Stated problem | Keep only the lines that hold the string "index", filtering out the rest of the entries below.

Supplied records |
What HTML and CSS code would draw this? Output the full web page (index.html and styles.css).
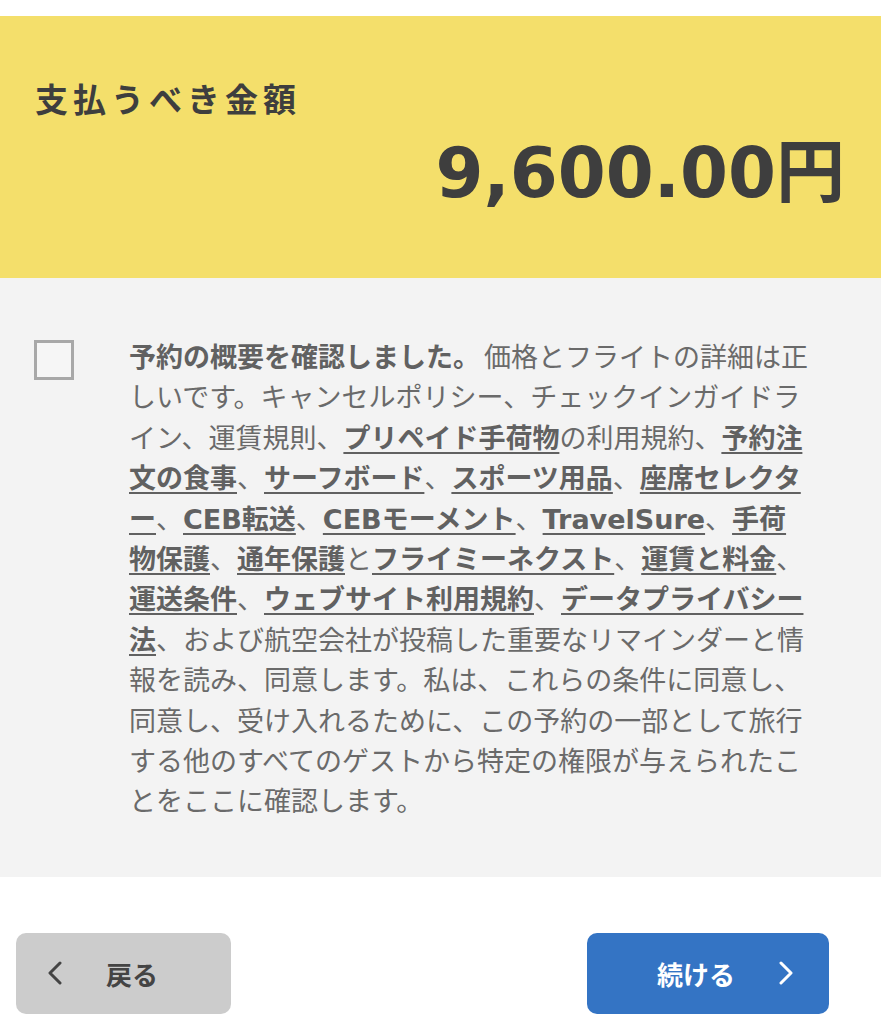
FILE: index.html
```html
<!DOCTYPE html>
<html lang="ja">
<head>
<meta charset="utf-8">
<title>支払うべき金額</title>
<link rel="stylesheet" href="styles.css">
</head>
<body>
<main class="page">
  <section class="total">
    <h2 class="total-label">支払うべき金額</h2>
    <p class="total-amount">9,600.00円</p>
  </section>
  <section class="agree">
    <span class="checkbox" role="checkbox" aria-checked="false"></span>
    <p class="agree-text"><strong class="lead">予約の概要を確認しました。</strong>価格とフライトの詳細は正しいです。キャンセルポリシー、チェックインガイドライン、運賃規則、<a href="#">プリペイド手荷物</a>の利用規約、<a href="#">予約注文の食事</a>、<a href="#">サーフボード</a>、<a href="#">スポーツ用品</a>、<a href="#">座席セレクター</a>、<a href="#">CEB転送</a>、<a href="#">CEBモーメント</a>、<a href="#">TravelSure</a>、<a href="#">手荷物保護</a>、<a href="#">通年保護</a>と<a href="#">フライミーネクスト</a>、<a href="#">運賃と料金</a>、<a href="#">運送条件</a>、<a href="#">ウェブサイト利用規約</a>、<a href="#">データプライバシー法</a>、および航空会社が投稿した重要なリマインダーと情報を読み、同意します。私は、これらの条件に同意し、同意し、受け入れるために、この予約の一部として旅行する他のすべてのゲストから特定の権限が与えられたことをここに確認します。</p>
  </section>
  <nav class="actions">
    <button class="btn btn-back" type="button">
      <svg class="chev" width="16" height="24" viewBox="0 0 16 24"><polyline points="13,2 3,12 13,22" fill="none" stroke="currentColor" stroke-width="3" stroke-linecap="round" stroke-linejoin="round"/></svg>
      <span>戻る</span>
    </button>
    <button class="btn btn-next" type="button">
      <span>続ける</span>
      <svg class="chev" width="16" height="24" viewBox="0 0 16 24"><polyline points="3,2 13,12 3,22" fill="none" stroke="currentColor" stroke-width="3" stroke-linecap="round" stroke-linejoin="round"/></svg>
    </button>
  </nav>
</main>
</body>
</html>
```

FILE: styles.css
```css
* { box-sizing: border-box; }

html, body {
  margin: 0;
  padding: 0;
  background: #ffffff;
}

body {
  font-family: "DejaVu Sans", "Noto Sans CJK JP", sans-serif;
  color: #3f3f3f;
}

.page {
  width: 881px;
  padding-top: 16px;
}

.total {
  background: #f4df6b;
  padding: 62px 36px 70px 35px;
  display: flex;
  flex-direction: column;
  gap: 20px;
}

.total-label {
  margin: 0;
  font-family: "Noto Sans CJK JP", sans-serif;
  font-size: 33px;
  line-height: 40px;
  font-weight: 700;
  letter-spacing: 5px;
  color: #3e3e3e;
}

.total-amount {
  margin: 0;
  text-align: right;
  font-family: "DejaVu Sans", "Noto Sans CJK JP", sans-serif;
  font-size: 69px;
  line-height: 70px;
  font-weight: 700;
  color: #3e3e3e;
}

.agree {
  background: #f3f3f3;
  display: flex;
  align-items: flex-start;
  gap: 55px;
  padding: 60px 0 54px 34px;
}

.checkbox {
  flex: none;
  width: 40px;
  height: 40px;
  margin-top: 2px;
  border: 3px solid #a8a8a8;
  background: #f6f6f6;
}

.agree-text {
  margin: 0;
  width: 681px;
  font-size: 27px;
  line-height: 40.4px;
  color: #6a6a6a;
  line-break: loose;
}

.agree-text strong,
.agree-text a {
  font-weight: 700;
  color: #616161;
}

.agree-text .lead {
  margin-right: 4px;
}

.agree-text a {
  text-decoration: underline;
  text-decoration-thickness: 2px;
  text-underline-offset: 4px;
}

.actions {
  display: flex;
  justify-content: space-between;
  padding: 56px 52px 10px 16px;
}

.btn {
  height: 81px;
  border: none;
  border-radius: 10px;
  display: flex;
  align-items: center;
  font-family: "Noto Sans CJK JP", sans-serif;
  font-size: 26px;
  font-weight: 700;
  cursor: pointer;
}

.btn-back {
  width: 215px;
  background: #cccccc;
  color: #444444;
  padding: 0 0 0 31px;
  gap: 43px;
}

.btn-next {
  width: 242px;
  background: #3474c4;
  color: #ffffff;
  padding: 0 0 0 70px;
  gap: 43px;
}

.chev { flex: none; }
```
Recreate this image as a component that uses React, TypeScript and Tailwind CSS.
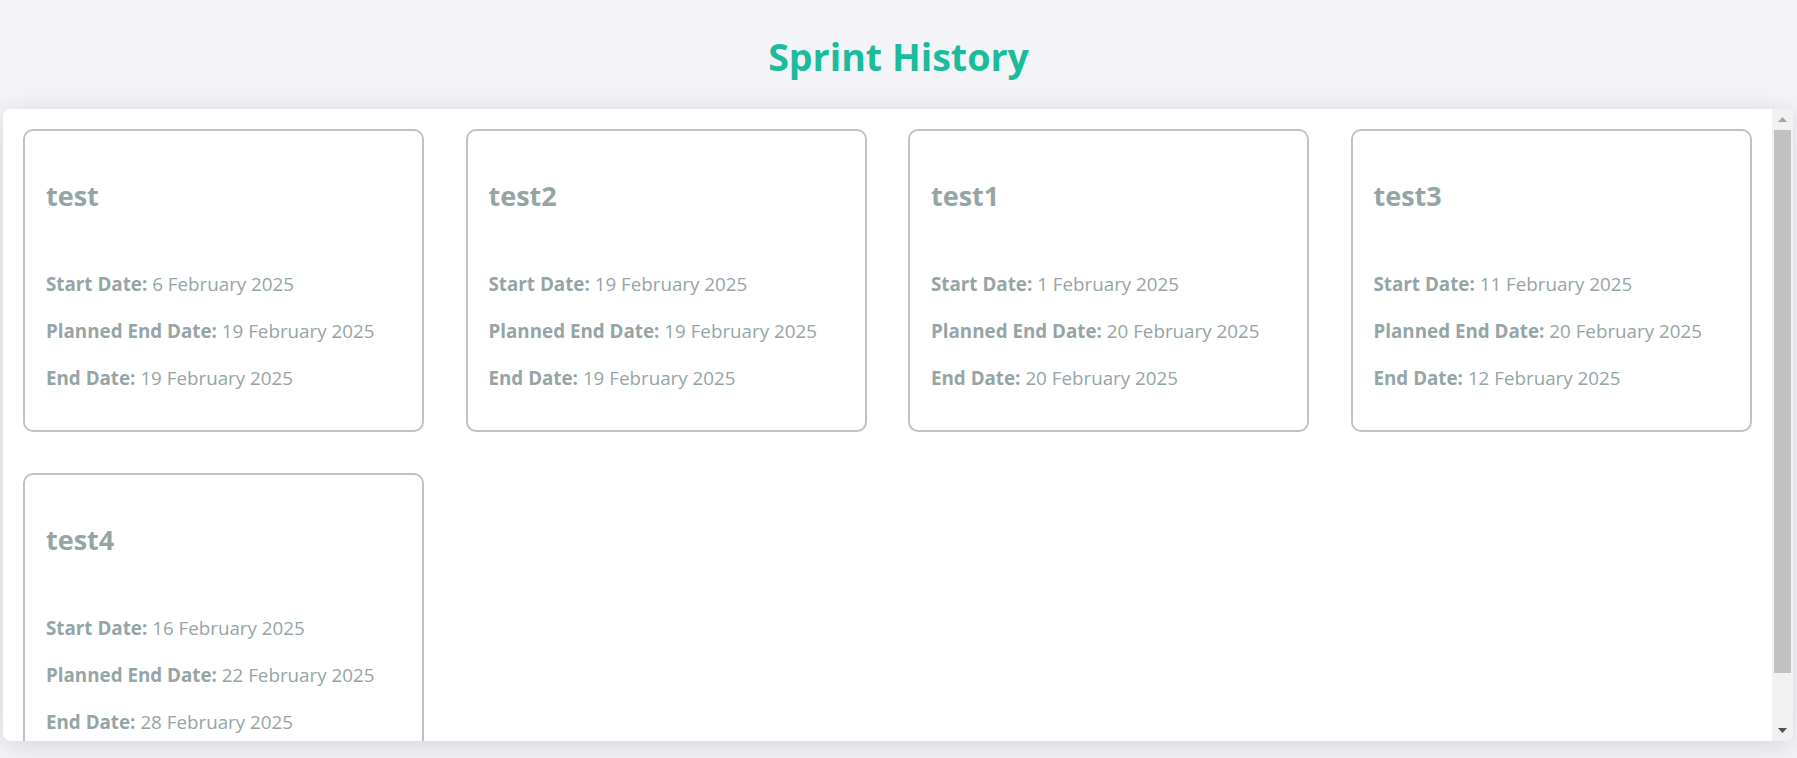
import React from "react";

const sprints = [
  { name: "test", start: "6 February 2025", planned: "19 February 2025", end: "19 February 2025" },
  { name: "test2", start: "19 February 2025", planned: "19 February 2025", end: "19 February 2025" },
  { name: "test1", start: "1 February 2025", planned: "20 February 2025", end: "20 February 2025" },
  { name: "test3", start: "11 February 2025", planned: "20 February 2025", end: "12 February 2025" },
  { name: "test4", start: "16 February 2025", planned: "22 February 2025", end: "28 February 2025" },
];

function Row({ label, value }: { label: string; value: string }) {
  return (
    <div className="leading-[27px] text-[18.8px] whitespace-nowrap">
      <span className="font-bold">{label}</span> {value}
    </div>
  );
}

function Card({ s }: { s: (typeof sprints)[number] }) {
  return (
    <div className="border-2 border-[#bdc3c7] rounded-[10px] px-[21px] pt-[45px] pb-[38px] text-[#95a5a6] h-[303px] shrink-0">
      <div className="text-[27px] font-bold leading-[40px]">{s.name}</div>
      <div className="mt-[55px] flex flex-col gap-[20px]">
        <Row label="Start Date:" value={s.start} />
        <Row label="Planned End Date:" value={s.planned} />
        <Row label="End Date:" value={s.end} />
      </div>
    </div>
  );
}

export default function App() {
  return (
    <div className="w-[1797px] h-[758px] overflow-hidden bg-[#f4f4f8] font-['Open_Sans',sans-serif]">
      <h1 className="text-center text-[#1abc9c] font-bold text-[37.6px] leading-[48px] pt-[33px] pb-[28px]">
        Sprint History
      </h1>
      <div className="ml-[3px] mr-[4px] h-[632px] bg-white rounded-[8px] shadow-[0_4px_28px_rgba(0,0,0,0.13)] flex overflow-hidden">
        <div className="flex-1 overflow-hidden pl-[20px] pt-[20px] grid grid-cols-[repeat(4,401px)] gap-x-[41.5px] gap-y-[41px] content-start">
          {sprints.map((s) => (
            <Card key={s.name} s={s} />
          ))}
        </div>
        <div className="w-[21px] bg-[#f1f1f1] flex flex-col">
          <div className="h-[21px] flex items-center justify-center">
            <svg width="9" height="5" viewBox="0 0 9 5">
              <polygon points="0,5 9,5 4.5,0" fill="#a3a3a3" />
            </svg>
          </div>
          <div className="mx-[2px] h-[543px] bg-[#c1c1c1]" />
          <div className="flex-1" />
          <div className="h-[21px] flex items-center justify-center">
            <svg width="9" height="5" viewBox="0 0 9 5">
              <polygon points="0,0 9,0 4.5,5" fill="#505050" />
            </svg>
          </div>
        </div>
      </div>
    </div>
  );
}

Exercise result |
What HTML and CSS code would draw this? Output the full web page (index.html and styles.css).
FILE: index.html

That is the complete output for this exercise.